Ultimately, Kentridge is not a historian, but his process is as rigorous as a historical inventory. As an artist for whom historical material forms his mastery, history serves as a rooting that allows Kentridge’s projects to oscillate perfectly between the imagination and reality – I encourage you to view this show by one of South Africa’s own titanic, historical figures.
Six Heads Marseilles Martinique Frantz F. et al by William Kentridge
The World Is Leaking by William Kentridge
About:
William Kentridge (b.1955, South Africa) is internationally acclaimed for his drawings, films, theatre and opera productions. Kentridge’s work is held in the following major collections around the world: MoMA, New York; Tate Modern, London; Centre Pompidou, Paris; Haus der Kunst, Munich; Sharjah Art Foundation, Sharjah; National Museum of Modern Art, Kyoto; Guggenheim, Abu Dhabi and Zeitz MoCAA, Cape Town. The artist’s largest UK survey to date was held at the Royal Academy of Arts in London in 2022. In the same year, Kentridge opened another major survey exhibition, In Praise of Shadows, at The Broad, Los Angeles.

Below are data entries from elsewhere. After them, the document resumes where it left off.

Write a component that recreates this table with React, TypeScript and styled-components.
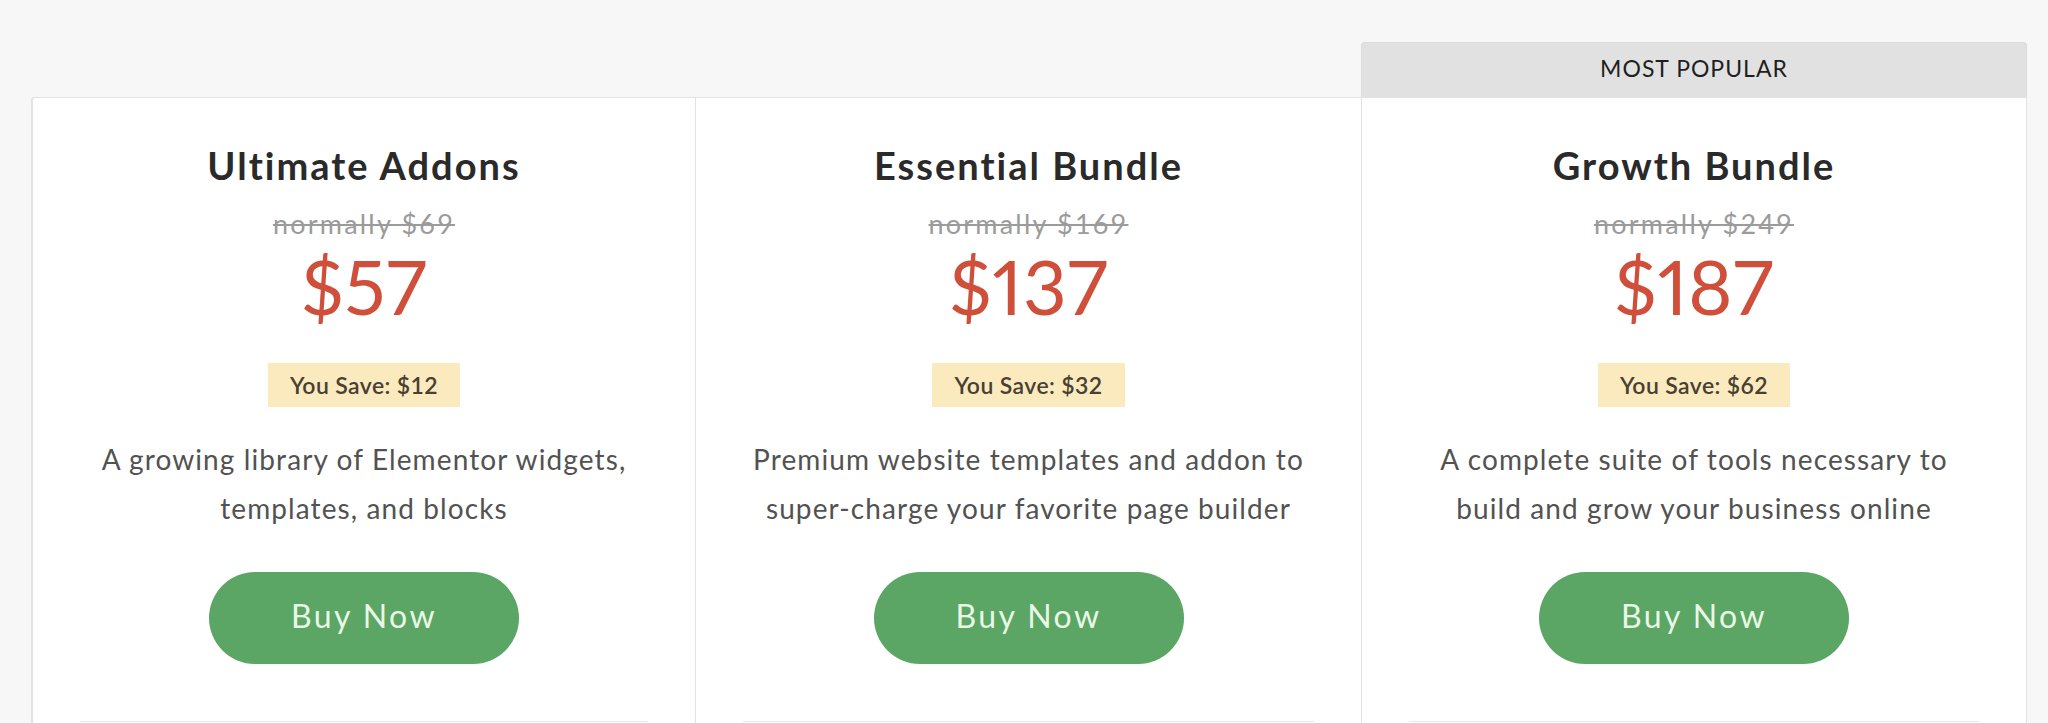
import React from "react";
import styled, { createGlobalStyle } from "styled-components";

const GlobalStyle = createGlobalStyle`
  html, body {
    margin: 0;
    padding: 0;
    background: #f7f7f7;
    font-family: Lato, "Open Sans", Arial, sans-serif;
    -webkit-font-smoothing: antialiased;
  }
  * { box-sizing: border-box; }
`;

const Page = styled.div`
  padding: 42px 21px 0 31px;
  height: 723px;
  overflow: hidden;
`;

const Grid = styled.div`
  display: grid;
  grid-template-columns: 664px 666px 666px;
`;

const Column = styled.div`
  display: flex;
  flex-direction: column;
`;

const BadgeSlot = styled.div<{ $popular?: boolean }>`
  height: 55px;
  padding-bottom: 4px;
  display: flex;
  align-items: center;
  justify-content: center;
  background: ${(p) => (p.$popular ? "#e1e1e1" : "transparent")};
  border: ${(p) => (p.$popular ? "1px solid #dcdcdc" : "none")};
  border-bottom: none;
  border-radius: 4px 4px 0 0;
  color: #1f1f1f;
  font-size: 23px;
  letter-spacing: 1px;
  text-transform: uppercase;
`;

const Card = styled.div<{ $first?: boolean; $last?: boolean }>`
  background: #ffffff;
  border-top: 1px solid #e2e2e2;
  border-left: ${(p) => (p.$first ? "2px" : "1px")} solid #e2e2e2;
  border-right: ${(p) => (p.$last ? "1px solid #e2e2e2" : "none")};
  border-top-left-radius: ${(p) => (p.$first ? "4px" : "0")};
  padding: 45px 47px 0;
  display: flex;
  flex-direction: column;
  align-items: center;
  text-align: center;
  min-height: 800px;
`;

const Title = styled.h2`
  margin: 0;
  font-size: 38px;
  line-height: 44px;
  font-weight: 700;
  color: #2a2a2a;
  letter-spacing: 2px;
`;

const OldPrice = styled.div`
  margin-top: 21px;
  font-size: 27px;
  line-height: 32px;
  color: #9b9b9b;
  text-decoration: line-through;
  letter-spacing: 2.2px;
`;

const Price = styled.div`
  margin-top: 6px;
  font-size: 76px;
  line-height: 80px;
  color: #cf4f3b;
  font-weight: 400;
  letter-spacing: 0.5px;
  font-variant-numeric: proportional-nums;
`;

const Save = styled.div`
  margin-top: 37px;
  height: 44px;
  padding: 0 22px;
  display: inline-flex;
  align-items: center;
  background: #fbeabe;
  color: #474033;
  font-size: 23px;
  font-weight: 600;
  letter-spacing: 0.4px;
`;

const Description = styled.p`
  margin: 28px 0 0;
  font-size: 28px;
  line-height: 49px;
  color: #525252;
  letter-spacing: 1.1px;
`;

const BuyButton = styled.button`
  margin-top: 39px;
  width: 310px;
  height: 92px;
  padding: 0 0 5px;
  border: none;
  border-radius: 46px;
  background: #5ba565;
  color: #e9f8e5;
  font-family: inherit;
  font-size: 32px;
  letter-spacing: 2.4px;
  cursor: pointer;
`;

const Features = styled.div`
  margin-top: 57px;
  align-self: stretch;
  border-top: 1px solid #e8e8e8;
  height: 80px;
`;

type Plan = {
  name: string;
  normal: string;
  price: string;
  save: string;
  lines: string[];
  popular?: boolean;
};

const plans: Plan[] = [
  {
    name: "Ultimate Addons",
    normal: "normally $69",
    price: "$57",
    save: "You Save: $12",
    lines: ["A growing library of Elementor widgets,", "templates, and blocks"],
  },
  {
    name: "Essential Bundle",
    normal: "normally $169",
    price: "$137",
    save: "You Save: $32",
    lines: ["Premium website templates and addon to", "super-charge your favorite page builder"],
  },
  {
    name: "Growth Bundle",
    normal: "normally $249",
    price: "$187",
    save: "You Save: $62",
    lines: ["A complete suite of tools necessary to", "build and grow your business online"],
    popular: true,
  },
];

export default function App() {
  return (
    <>
      <GlobalStyle />
      <Page>
        <Grid>
          {plans.map((p, i) => (
            <Column key={p.name}>
              <BadgeSlot $popular={p.popular}>{p.popular ? "Most Popular" : null}</BadgeSlot>
              <Card $first={i === 0} $last={i === plans.length - 1}>
                <Title>{p.name}</Title>
                <OldPrice>{p.normal}</OldPrice>
                <Price>{p.price}</Price>
                <Save>{p.save}</Save>
                <Description>
                  {p.lines[0]}
                  <br />
                  {p.lines[1]}
                </Description>
                <BuyButton>Buy Now</BuyButton>
                <Features />
              </Card>
            </Column>
          ))}
        </Grid>
      </Page>
    </>
  );
}
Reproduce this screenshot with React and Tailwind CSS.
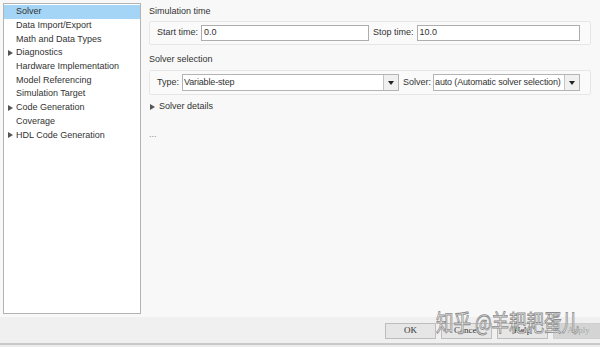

In 2023 this exhibition travelled to the Museum of Fine Arts, Houston.
Kentridge’s work has been seen in museums across the globe since the 1990s, including the Museum of Modern Art, New York; Albertina Museum, Vienna: Musée du Louvre in Paris, National Museum of Modern and Contemporary Art, Korea; Reina Sofia museum, Madrid, Kunstmuseum in Basel; and Norval Foundation in Cape Town. The artist has also participated in biennale’s including Documenta in Kassel (2012, 2002,1997) and the Venice Biennale (2015, 2013, 2005, 1999, 1993).